Differenti punti di vista sul ruolo del cristianesimo oggi. Occasione dell’interessante dibattito, la presentazione del libro del giornalista Arturo Diaconale “Santità! Ma possiamo continuare a dirci cristiani?”, (editore Rubettino), a Palazzo dei Normanni, cui hanno partecipato il presidente dell’Ars Gianfranco Miccichè, l’assessore alle Culture del comune di Palermo, il palestinese di religione musulmana Adham Darawsha, monsignore Giovanni Lanzafame, antropologo e mariologo con tanti anni di esperienza presbiteriale a Siviglia; presente il direttore della Fondazione Federico II, che ha organizzato l’evento, Patrizia Monterosso; moderatore il giornalista Guido Monastra.

Secondo l’autore del volume, la Chiesa di Bergoglio vive una crisi d’identità perché si trova troppo sbilanciata sui temi del sociale e irretita dal politically correct: “La Chiesa vive in una realtà laicizzata, relegata ad un ruolo minoritario. Bergoglio pensa di avere individuato la chiave per uscire da questa condizione di minorità battendosi sui temi sociali e politici. Una scelta legittima che rischia, però, di smarrirne l’identità. Oggi, pur non vivendo lo scisma, ci troviamo in presenza di due Papi, uno emerito, uno ufficiale, che sembrano incarnare due visioni diverse del cristianesimo”.

Diaconale non ha nascosto le sue perplessità sui rischi che l’Islam, non nel suo contenuto teologico, ma nella declinazione politica integralista di alcuni stati islamici, rappresenta per l’Occidente e i cristiani: “E’ innegabile che laddove vi erano fiorenti comunità cristiane in Medioriente, queste si sono ridotte all’irrilevanza numerica e l’importante comunità copta d’Egitto vive continuamente sotto pressione”.
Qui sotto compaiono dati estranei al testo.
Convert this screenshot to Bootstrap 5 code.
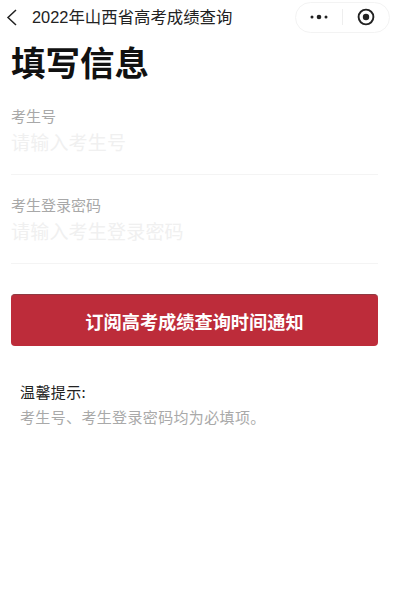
<!DOCTYPE html>
<html lang="zh">
<head>
<meta charset="utf-8">
<title>填写信息</title>
<link href="https://cdn.jsdelivr.net/npm/bootstrap@5.3.0/dist/css/bootstrap.min.css" rel="stylesheet">
<style>
html,body{height:596px;overflow:hidden;background:#fff;}
body{font-family:"Noto Sans CJK SC","Liberation Sans",sans-serif;color:#111;}
.top-bar{height:34px;padding:0 10px 0 6px;}
.back-ico{width:11px;height:17px;margin-right:15px;flex:none;}
.top-title{font-size:16.4px;line-height:20px;color:#222;white-space:nowrap;font-family:"Liberation Sans","Noto Sans CJK SC",sans-serif;}
.capsule{width:95px;height:31px;border:1px solid #f3f3f3;border-radius:16px;flex:none;}
.capsule-half{width:47px;height:100%;}
.capsule-sep{width:1px;height:16px;background:#eee;}
.page-head{font-size:34.5px;line-height:44px;font-weight:700;color:#111;margin:5px 0 0 11px;}
.form-zone{padding:0 22px 0 11px;margin-top:23px;}
.entry{height:69px;border-bottom:1px solid #f4f4f4;margin-bottom:20px;}
.entry-label{font-size:15px;line-height:20px;color:#a8a8a8;}
.entry-input{font-size:19px;line-height:26px;color:#f0f0f0;margin-top:3px;letter-spacing:.2px;}
.btn-zone{padding:0 22px 0 11px;margin-top:30px;}
.sub-btn{display:block;height:52px;background:#bd2c3a;border:0;border-top:1px solid #8f3a42;border-radius:4px;color:#fff;font-size:18.2px;font-weight:700;line-height:50px;padding:0;}
.tip-zone{padding:0 0 0 20px;margin-top:36px;}
.tip-head{font-size:15px;line-height:20px;color:#222;letter-spacing:.4px;}
.tip-body{font-size:15px;line-height:20px;color:#a9a9a9;margin-top:5px;letter-spacing:.35px;}
</style>
</head>
<body>
<div class="top-bar d-flex align-items-center">
  <svg class="back-ico" viewBox="0 0 11 17" fill="none" stroke="#222" stroke-width="1.5"><path d="M10 1 2 8.5 10 16"/></svg>
  <div class="top-title">2022年山西省高考成绩查询</div>
  <div class="capsule ms-auto d-flex align-items-center">
    <div class="capsule-half d-flex align-items-center justify-content-center">
      <svg width="20" height="6" viewBox="0 0 20 6" fill="#222"><circle cx="3" cy="3" r="1.5"/><circle cx="10" cy="3" r="2.3"/><circle cx="17" cy="3" r="1.5"/></svg>
    </div>
    <div class="capsule-sep"></div>
    <div class="capsule-half d-flex align-items-center justify-content-center">
      <svg width="18" height="18" viewBox="0 0 18 18"><circle cx="9" cy="9" r="7.4" fill="none" stroke="#222" stroke-width="1.9"/><circle cx="9" cy="9" r="3.2" fill="#222"/></svg>
    </div>
  </div>
</div>
<h1 class="page-head">填写信息</h1>
<div class="form-zone">
  <div class="entry">
    <div class="entry-label">考生号</div>
    <div class="entry-input">请输入考生号</div>
  </div>
  <div class="entry">
    <div class="entry-label">考生登录密码</div>
    <div class="entry-input">请输入考生登录密码</div>
  </div>
</div>
<div class="btn-zone">
  <button type="button" class="btn sub-btn w-100">订阅高考成绩查询时间通知</button>
</div>
<div class="tip-zone">
  <div class="tip-head">温馨提示:</div>
  <div class="tip-body">考生号、考生登录密码均为必填项。</div>
</div>
<script src="https://cdn.jsdelivr.net/npm/bootstrap@5.3.0/dist/js/bootstrap.bundle.min.js"></script>
</body>
</html>
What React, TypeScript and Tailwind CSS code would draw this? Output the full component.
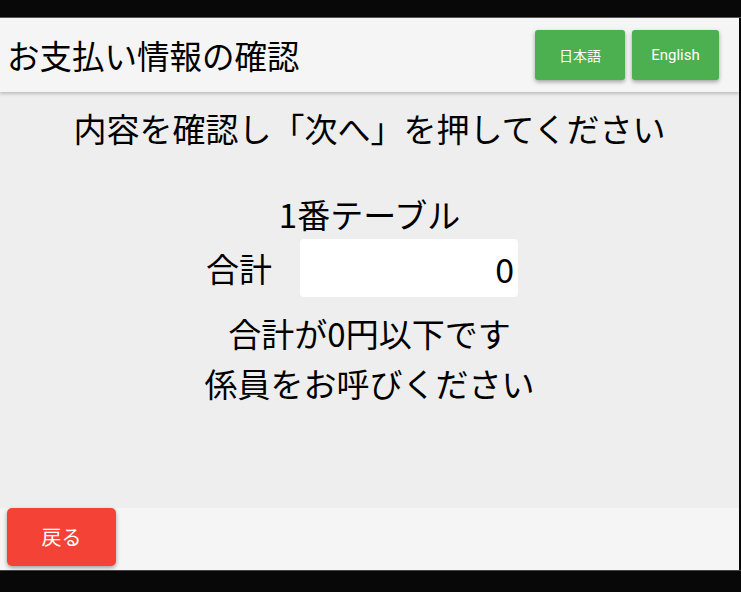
import React from "react";

export default function App() {
  const jp = { fontFamily: '"Noto Sans CJK JP", "Noto Sans", sans-serif' };
  return (
    <div className="w-[741px] h-[592px] bg-[#080808] flex flex-col overflow-hidden" style={jp}>
      <div className="h-[18px] shrink-0 border-b border-[#555]" />
      <div className="w-[739px] flex-1 flex flex-col bg-[#eeeeee] relative">
        <header className="h-[74px] shrink-0 bg-[#f5f5f5] flex items-center justify-between pl-[7px] pr-[20px] shadow-[0_2px_3px_rgba(0,0,0,0.2)] relative z-10">
          <h1 className="text-[32.5px] leading-none text-[#000]">お支払い情報の確認</h1>
          <div className="flex gap-[7px]">
            <button className="w-[90px] h-[50px] bg-[#4caf50] text-white text-[14px] rounded-[3px] shadow-[0_2px_4px_rgba(0,0,0,0.35)]">
              日本語
            </button>
            <button
              className="w-[87px] h-[50px] bg-[#4caf50] text-white text-[15px] rounded-[3px] shadow-[0_2px_4px_rgba(0,0,0,0.35)]"
              style={{ fontFamily: "Roboto, sans-serif" }}
            >
              English
            </button>
          </div>
        </header>
        <main className="flex-1 flex flex-col items-center pt-[11px] text-[#000]">
          <p className="h-[50px] leading-[50px] text-[33px]">内容を確認し「次へ」を押してください</p>
          <p className="mt-[36px] h-[50px] leading-[50px] text-[33px]">1番テーブル</p>
          <div className="flex items-center gap-[28px] pr-[15px]">
            <span className="text-[33px] leading-none">合計</span>
            <div className="w-[218px] h-[58px] bg-white rounded-[4px] flex items-center justify-end pr-[4px] text-[34px]">
              0
            </div>
          </div>
          <p className="mt-[11px] h-[50px] leading-[50px] text-[33px]">合計が0円以下です</p>
          <p className="h-[50px] leading-[50px] text-[33px]">係員をお呼びください</p>
        </main>
        <footer className="h-[62px] shrink-0 bg-[#f5f5f5] flex items-start pl-[7px]">
          <button className="w-[109px] h-[58px] bg-[#f44336] text-white text-[20px] rounded-[5px] shadow-[0_2px_4px_rgba(0,0,0,0.35)]">
            戻る
          </button>
        </footer>
      </div>
      <div className="h-[22px] shrink-0 border-t border-[#444]" />
    </div>
  );
}
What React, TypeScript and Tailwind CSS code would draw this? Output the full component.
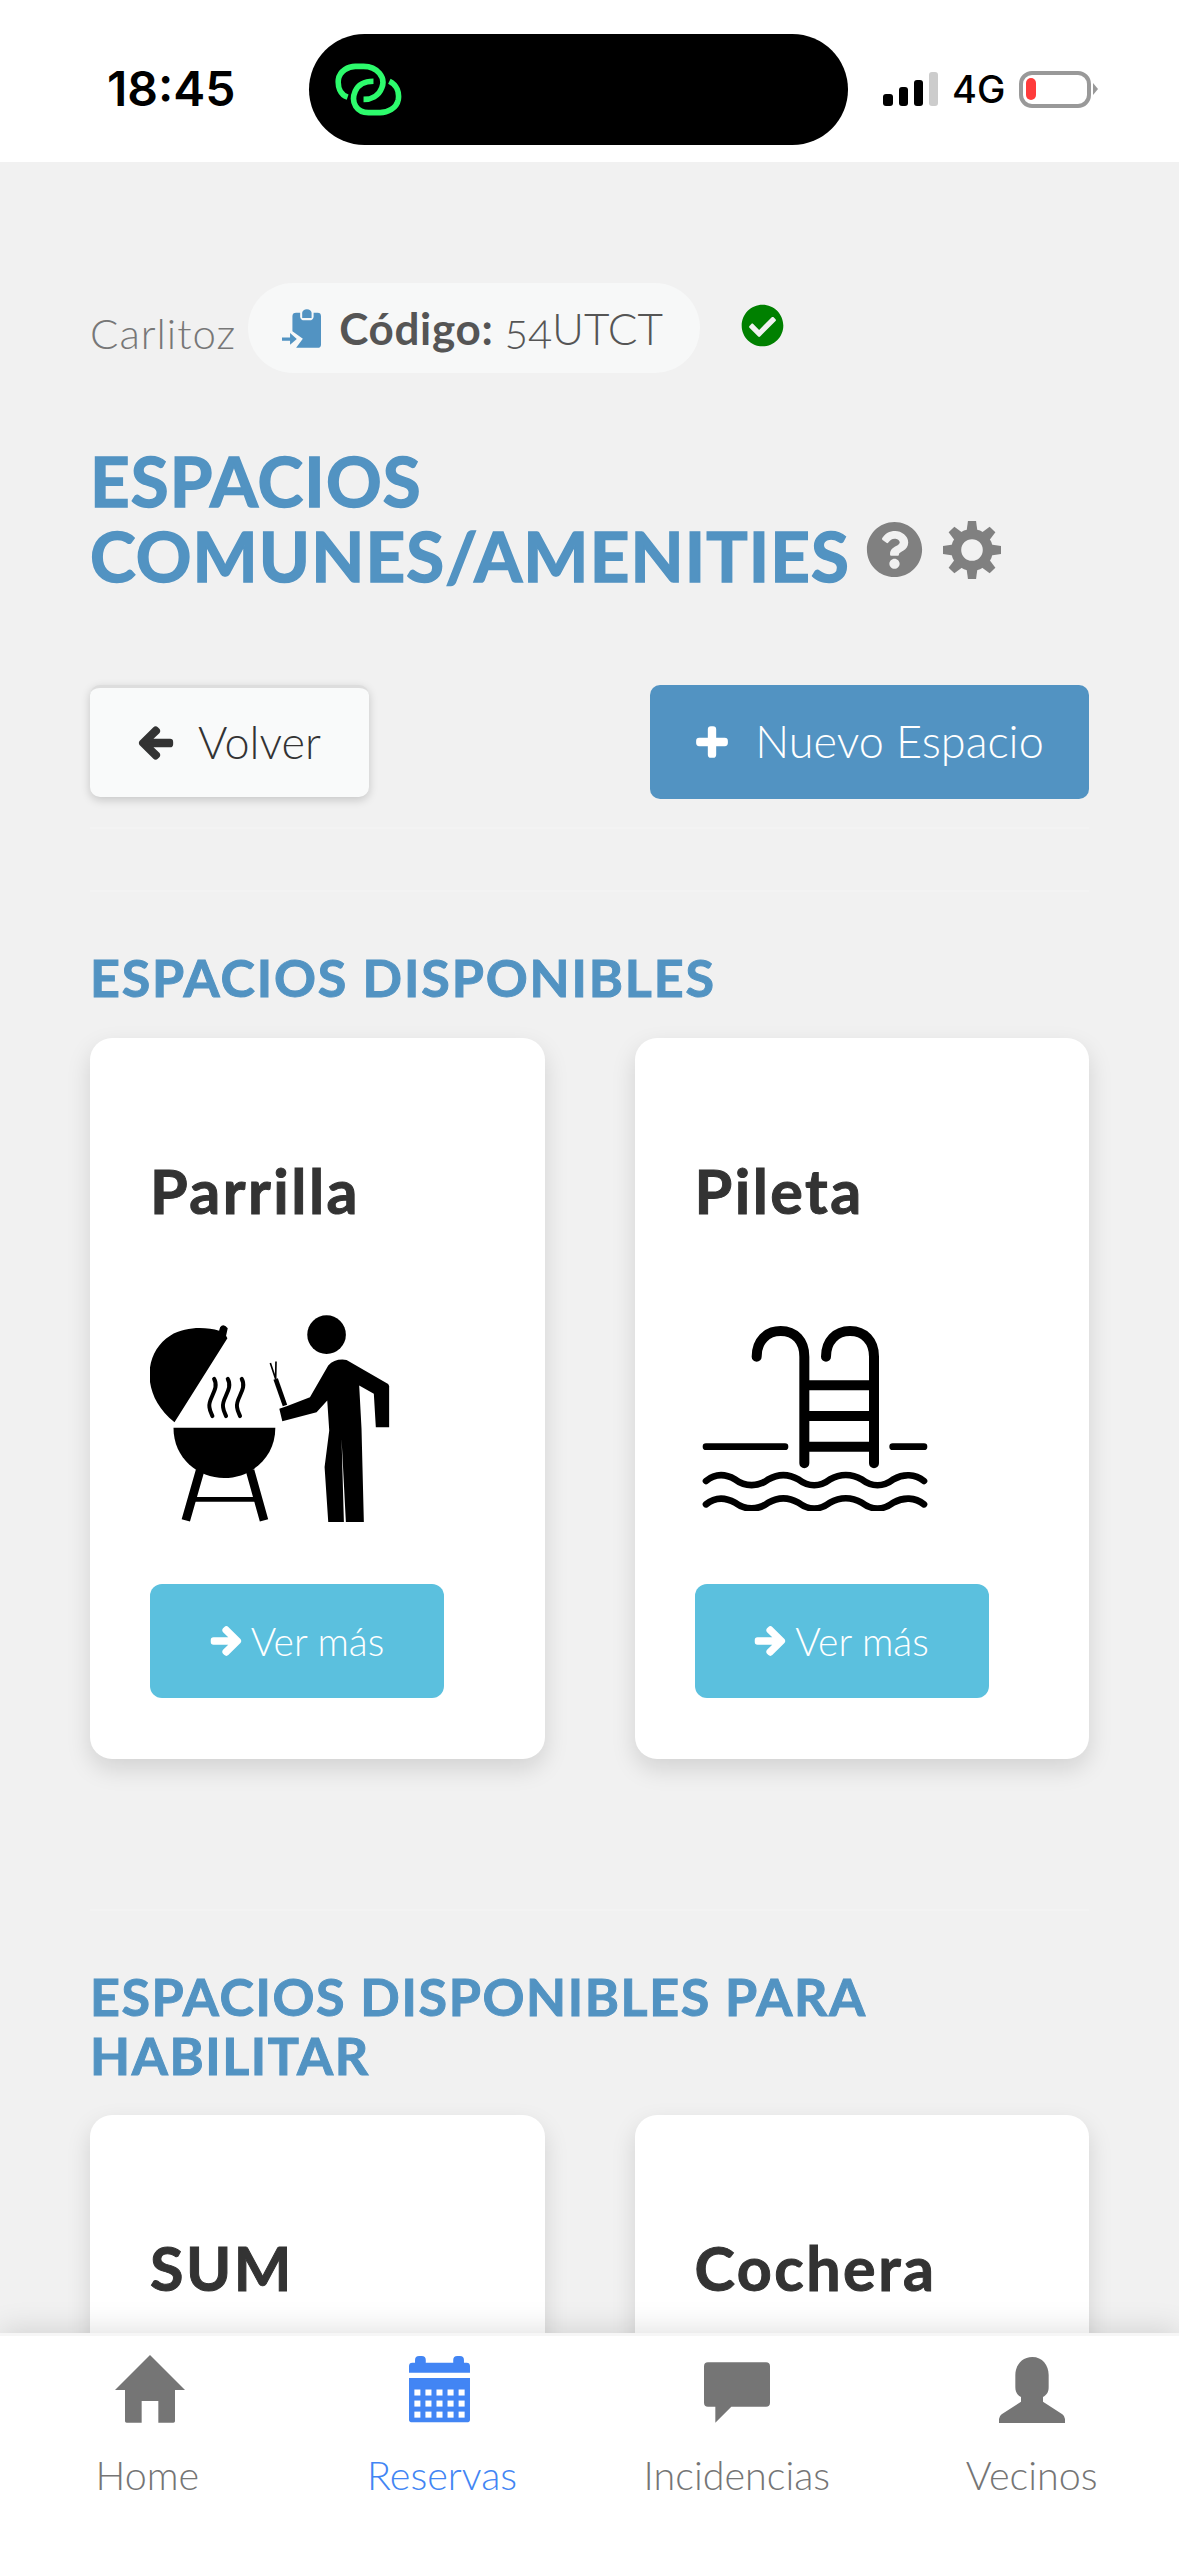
import React from "react";
import {
  FaArrowLeft,
  FaArrowRight,
  FaCheckCircle,
  FaPlus,
  FaQuestionCircle,
} from "react-icons/fa";

const GrillIcon = () => (
  <svg width={240} height={207} viewBox="90 108 720 622" fill="#000">
    <path d="M163 430C60 350 70 220 150 170C200 140 260 145 297 155L300 145Q310 132 323 148L318 170L322 178Z" />
    <path d="M160 447H466C466 540 390 598 312 598C235 598 160 540 160 447Z" />
    <path d="M240 575L197 725M390 575L432 725" stroke="#000" strokeWidth={26} />
    <path d="M222 662H408" stroke="#000" strokeWidth={14} />
    {[0, 41, 83].map((x) => (
      <path
        key={x}
        transform={`translate(${x} 0)`}
        d="M282 300C300 330 262 360 268 385C270 400 275 405 277 412"
        fill="none"
        stroke="#000"
        strokeWidth={12}
        strokeLinecap="round"
      />
    ))}
    <circle cx={620} cy={167} r={58} />
    <path d="M478 390L500 382L570 355L625 260Q645 238 680 243L805 315Q810 320 808 330V445H768L762 345L718 320L725 450L732 730H678L665 480L672 730H625L614 565L628 455L622 365L590 400L487 427Z" />
    <path d="M495 380L467 300" stroke="#000" strokeWidth={14} />
    <path d="M467 300L451 252M467 300L468 248" stroke="#000" strokeWidth={5} fill="none" />
  </svg>
);

const PoolIcon = () => (
  <svg width={226} height={185} viewBox="97 105 676 555" fill="none" stroke="#000" strokeLinecap="round">
    <path
      strokeWidth={30}
      d="M260 197C260 150 290 120 332 120C375 120 403 150 403 197V517M468 197C468 150 498 120 540 120C583 120 612 150 612 197V517"
    />
    <path strokeWidth={30} strokeLinecap="butt" d="M403 283H612M403 375H612M403 467H612" />
    <path strokeWidth={20} d="M108 467H345M668 467H762" />
    {[0, 70].map((y) => (
      <path
        key={y}
        transform={`translate(0 ${y})`}
        strokeWidth={20}
        d="M108 570C135 548 165 548 195 565C225 588 265 588 295 565C325 548 355 548 385 565C415 588 450 588 480 565C510 548 545 548 575 565C605 588 640 588 670 565C700 548 735 548 762 570"
      />
    ))}
  </svg>
);

const GearIcon = () => (
  <svg width={58} height={58} viewBox="0 0 172 172" fill="#808080">
    <circle cx={86} cy={86} r={47} fill="none" stroke="#808080" strokeWidth={30} />
    {[0, 45, 90, 135, 180, 225, 270, 315].map((a) => (
      <path key={a} transform={`rotate(${a} 86 86)`} d="M70 30L74 0H98L102 30Z" />
    ))}
  </svg>
);

const LinkLogo = () => (
  <svg width={67} height={53} viewBox="105 95 200 160" fill="none" stroke="#2dfb6c" strokeWidth={17}>
    <path d="M142 198C118 190 112 165 114 145C118 118 145 105 165 105H190C232 105 258 140 245 170C236 195 212 205 190 205" />
    <path d="M268 150C292 162 298 185 295 205C290 232 262 245 240 245H205C170 245 150 215 165 180C175 157 195 150 220 150" />
  </svg>
);

const ClipboardIcon = () => (
  <svg width={39} height={39} viewBox="66 92 116 115" fill="#5293c2" className="shrink-0">
    <path d="M108 103H120V115Q122 125 132 125H148Q158 125 160 115V103H172Q182 103 182 113V197Q182 207 172 207H108L128 180L97 158V113Q97 103 108 103Z" />
    <path d="M126 103Q128 92 140 92Q152 92 154 103V118H126Z" />
    <path d="M66 176H90V163L110 181L90 198V186H66Z" />
  </svg>
);

const HomeIcon = () => (
  <svg width={70} height={68} viewBox="75 45 210 204" fill="#757575" className="ml-[6px]">
    <path d="M180 45L285 150H255V244Q255 248 250 248H205V183H155V248H110Q105 248 105 244V150H75Z" />
  </svg>
);

const CalendarIcon = () => (
  <svg width={61} height={67} viewBox="0 0 182 200" fill="#4285f4" className="mr-[5px]">
    <path d="M0 50V30Q0 20 10 20H18V12Q18 0 30 0H38Q50 0 50 12V20H132V12Q132 0 144 0H152Q164 0 164 12V20H172Q182 20 182 30V50Z" />
    <path d="M0 66H182V190Q182 198 172 198H10Q0 198 0 190Z" />
    {[100, 133, 166].map((y) =>
      [16, 49, 82, 115, 148].map((x) => (
        <rect key={`${x}-${y}`} x={x} y={y} width={18} height={18} fill="#fff" />
      )),
    )}
  </svg>
);

const ChatIcon = () => (
  <svg width={66} height={61} viewBox="0 0 198 182" fill="#757575">
    <path d="M12 0H186Q198 0 198 12V122Q198 134 186 134H82L34 182V134H12Q0 134 0 122V12Q0 0 12 0Z" />
  </svg>
);

const UserIcon = () => (
  <svg width={66} height={66} viewBox="0 0 198 198" fill="#757575">
    <path d="M100 0C130 0 149 24 149 54V90C149 106 143 114 132 120V134L190 172Q198 178 198 186V198H0V186Q0 178 8 172L66 134V120C55 114 49 106 49 90V54C49 24 70 0 100 0Z" />
  </svg>
);

const SpaceCard = ({
  title,
  icon,
}: {
  title: string;
  icon?: React.ReactNode;
}) => (
  <div className="h-[721px] rounded-[22px] bg-white pl-[60px] pt-[117px] shadow-[0_10px_24px_rgba(0,0,0,0.13)]">
    <h3 className="text-[61px] leading-[72px] font-bold tracking-[2.5px] text-[#333] [-webkit-text-stroke:1px_#333]">
      {title}
    </h3>
    {icon && (
      <>
        <div className="mt-[76px] flex h-[230px] w-[240px] items-center justify-center">
          {icon}
        </div>
        <button className="mt-[51px] flex h-[114px] w-[294px] items-center justify-center gap-[9px] rounded-[12px] bg-[#5bc0de] text-[39px] font-light text-white">
          <FaArrowRight className="h-[32px] w-[32px]" stroke="currentColor" strokeWidth={40} />
          Ver más
        </button>
      </>
    )}
  </div>
);

const NavItem = ({
  icon,
  label,
  active,
}: {
  icon: React.ReactNode;
  label: string;
  active?: boolean;
}) => (
  <div className="flex flex-col items-center">
    <div className="flex h-[68px] items-end">{icon}</div>
    <span
      className={`mt-[30px] text-[39.5px] leading-[44px] font-light ${
        active ? "text-[#4285f4]" : "text-[#757575]"
      }`}
    >
      {label}
    </span>
  </div>
);

const App = () => {
  return (
    <div className="flex h-[2556px] w-[1179px] flex-col overflow-hidden bg-[#f1f1f1] font-['Lato',sans-serif]">
      {/* status bar */}
      <div className="flex h-[162px] shrink-0 items-center bg-white pt-[16px] font-['Inter',sans-serif]">
        <span className="ml-[107px] w-[202px] text-[48px] font-semibold text-black">
          18:45
        </span>
        <div className="flex h-[111px] w-[539px] items-center rounded-[56px] bg-black pl-[26px]">
          <LinkLogo />
        </div>
        <div className="ml-[35px] flex h-[34px] items-end gap-[6px]">
          <div className="h-[12px] w-[10px] rounded-[3px] bg-black" />
          <div className="h-[19px] w-[9px] rounded-[3px] bg-black" />
          <div className="h-[26px] w-[9px] rounded-[3px] bg-black" />
          <div className="h-[34px] w-[9px] rounded-[3px] bg-[#ccc]" />
        </div>
        <span className="ml-[14px] text-[38px] font-medium text-black">4G</span>
        <div className="ml-[14px] flex h-[37px] w-[72px] items-center rounded-[13px] border-[4px] border-[#999] pl-[3px]">
          <div className="h-[22px] w-[10px] rounded-[5px] bg-[#ff3b3b]" />
        </div>
        <div className="ml-[2px] h-0 w-0 border-y-[6px] border-l-[5px] border-y-transparent border-l-[#999]" />
      </div>

      {/* content */}
      <div className="min-h-0 flex-1 overflow-hidden px-[90px] pt-[121px]">
        <div className="flex h-[90px] items-center">
          <span className="mt-[10px] text-[42px] font-light tracking-[1px] text-[#777]">
            Carlitoz
          </span>
          <div className="ml-[12px] flex h-[90px] w-[452px] shrink-0 items-center rounded-full bg-[#f7f8f8] pl-[34px]">
            <ClipboardIcon />
            <span className="ml-[18px] text-[44px] font-bold tracking-[0.7px] text-[#555]">
              Código:
            </span>
            <span className="ml-[11px] text-[44px] font-light text-[#555] [font-variant-numeric:oldstyle-nums]">
              54UTCT
            </span>
          </div>
          <FaCheckCircle className="ml-[41px] h-[43px] w-[43px] -translate-y-[3px] text-[#008000]" />
        </div>

        <h1 className="mt-[70px] text-[69px] leading-[75px] font-bold tracking-[1.1px] text-[#5293c2] [-webkit-text-stroke:1.5px_#5293c2]">
          ESPACIOS
          <br />
          COMUNES/AMENITIES
        </h1>
        <div className="-mt-[72px] ml-[776px] flex gap-[20px]">
          <FaQuestionCircle className="h-[57px] w-[57px] text-[#808080]" />
          <GearIcon />
        </div>

        <div className="mt-[106px] flex items-start justify-between">
          <button className="flex h-[112px] w-[279px] items-center justify-center gap-[24px] rounded-[10px] border-t-[3px] border-[#ddd] bg-[#f9fafa] text-[45px] font-light text-[#333] shadow-[0_3px_10px_rgba(0,0,0,0.18)]">
            <FaArrowLeft className="h-[36px] w-[36px]" stroke="currentColor" strokeWidth={40} />
            Volver
          </button>
          <button className="flex h-[114px] w-[439px] items-center justify-center gap-[26px] rounded-[10px] bg-[#5293c2] text-[45px] font-light text-white">
            <FaPlus className="h-[34px] w-[34px]" stroke="currentColor" strokeWidth={30} />
            Nuevo Espacio
          </button>
        </div>

        <hr className="mt-[28px] border-t-[2px] border-[#f3f3f3]" />
        <hr className="mt-[61px] border-t-[2px] border-[#f3f3f3]" />

        <h2 className="mt-[56px] text-[52px] leading-[59px] font-bold tracking-[1.85px] text-[#5293c2] [-webkit-text-stroke:1px_#5293c2]">
          ESPACIOS DISPONIBLES
        </h2>
        <div className="mt-[31px] grid grid-cols-2 gap-[90px]">
          <SpaceCard title="Parrilla" icon={<GrillIcon />} />
          <SpaceCard title="Pileta" icon={<PoolIcon />} />
        </div>

        <hr className="mt-[150px] border-t-[2px] border-[#f3f3f3]" />

        <h2 className="mt-[56px] text-[52px] leading-[59px] font-bold tracking-[1.6px] text-[#5293c2] [-webkit-text-stroke:1px_#5293c2]">
          ESPACIOS DISPONIBLES PARA
          <br />
          HABILITAR
        </h2>
        <div className="mt-[30px] grid grid-cols-2 gap-[90px]">
          <SpaceCard title="SUM" />
          <SpaceCard title="Cochera" />
        </div>
      </div>

      {/* bottom tabs */}
      <div className="z-10 grid h-[223px] shrink-0 grid-cols-4 border-t-[3px] border-[#f6f6f6] bg-white pt-[19px] shadow-[0_-4px_28px_rgba(0,0,0,0.12)]">
        <NavItem icon={<HomeIcon />} label="Home" />
        <NavItem icon={<CalendarIcon />} label="Reservas" active />
        <NavItem icon={<ChatIcon />} label="Incidencias" />
        <NavItem icon={<UserIcon />} label="Vecinos" />
      </div>
    </div>
  );
};

export default App;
Darawasha, musulmano laico, nato a Nazareth, è pregno di una cultura in cui le tre grandi religioni monoteiste si sono incontrate e scontrate: “La mia famiglia è musulmana, ma io ho studiato dalle suore e dai Salesiani. Gli istituti educativi religiosi in Medioriente hanno la maggior parte degli allievi non cristiani. Se è vero che in molti paesi, Iran, Iraq, Siria, Afghanistan, le comunità cristiane soffrono è perché tutto il popolo soffre. I cristiani in quei luoghi sono autoctoni e subiscono gli stessi soprusi degli altri connazionali. L’Islam non è un monolite. Del resto, quando il principe saudita passa dall’Italia viene riverito con tutti gli onori, nonostante l’interpretazione fondamentalista, e per me sbagliata, del Corano”.

Eppure i punti di contatto fra le due religioni non sono superficiali. Ad esempio, la Madonna è l’unica donna che è chiamata per nome nel Corano, per ben 47 volte, e i musulmani hanno riconosciuto il dogma della sua Verginità prima del cristianesimo.

Ne sa qualcosa il mariologo monsignore Lanzafame, reduce da un’esperienza ventennale in una città, Siviglia, in cui cristiani, musulmani ed ebrei convivono da sempre. Per lui, in linea con il magistero di Bergoglio, non può esistere missione della Chiesa scevra dall’attualizzazione del messaggio evangelico, i cui protagonisti sono gli ultimi e gli emarginati.

“Il nostro Papa – ha detto Lanzafame – ha scelto un nome per la prima volta nella storia, quello di Francesco, il poverello d’Assisi, un manifesto della sana rivoluzione nell’attualizzare il Vangelo, perché questa è la missione della Chiesa. Bergoglio è argentino, il che spiega molte cose; una volta una suora argentina mi ha detto che sull’altare insieme alla Madonna bisognerebbe mettere i poveri. Provenire da quell’area geografica segna una certa visione dei fatti e della storia. Laico, etimologicamente, significa consacrato, che è diverso dall’essere ordinato, questo significa che tutti noi siamo in gioco in questa sfida”.

Secondo il presidente dell’Ars Gianfranco Miccichè, il problema dei rapporti fra musulmani e cristiani è prima che di dialogo di comprensione: “La Chiesa non ci parla dell’Islam, ha paura a farlo e sbaglia. Solo questo palazzo può parlare in positivo di tutte le tradizioni religiose. Ci siamo posti il problema dei musulmani dopo il trauma dell’11 settembre, ma in realtà la maggior parte di noi non ne sa molto. Le loro argomentazioni sono destinate a naufragare nel mondo occidentale perché sono folli, ma noi non dobbiamo avere paura di parlarne, perché tanto vinciamo ”.